Enthusiasm for Dief the Chief was high. Eighty percent of all eligible voters cast ballots. The Tories climbed to 54 percent in popular support across the country. The gain of ninety-seven more seats pushed the PCs to a total of 208 in the 265-member Commons. Overall, the Grits had foty-eight seats, the CCF just eight.
In four provinces — Prince Edward Island, Nova Scotia, Manitoba, and Alberta — the Diefenbaker forces claimed every available seat. In Diefenbaker’s once begrudging home province, his candidates won all Saskatchewan seats but one.
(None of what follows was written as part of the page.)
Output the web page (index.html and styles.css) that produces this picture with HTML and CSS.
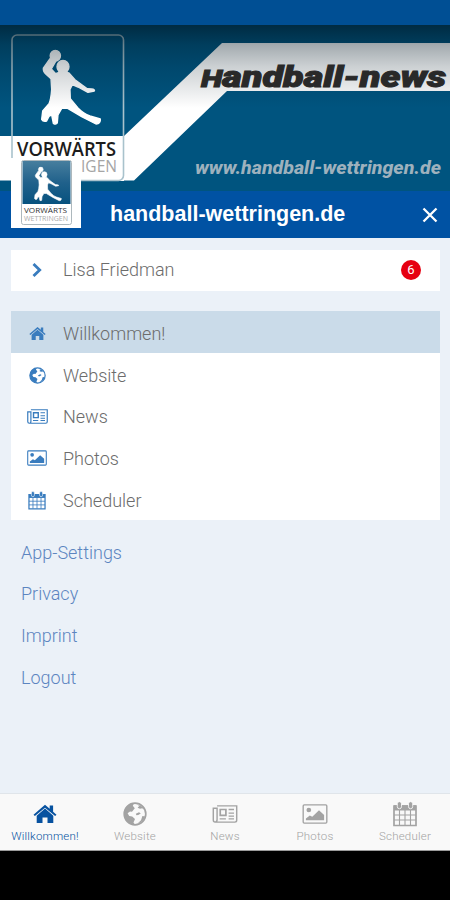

Social Credit voters, numbering 437,000 in 1957, dwindled to 189,000 over nine months, going from 7 percent of total popular vote to 3 percent, not huge numbers but enough to make a difference in ridings where vote splitting was a determinant. This realignment enabled the PCs to pick up all nineteen seats Socreds had won in 1957, including Alberta’s seventeen, and also claim many more seats previously held by Liberals or CCF members, by reducing vote splitting between Tories and Social Credit.
Across battleground Ontario, the Tories won sixty-seven ridings and held the Liberals to a meagre fourteen. Emerging from Quebec’s political earthquake, the PCs had doubled the Liberals, taking fifty seats to their twenty-five.
Dief’s first election win had come as a stunning surprise. The second was one for the record books.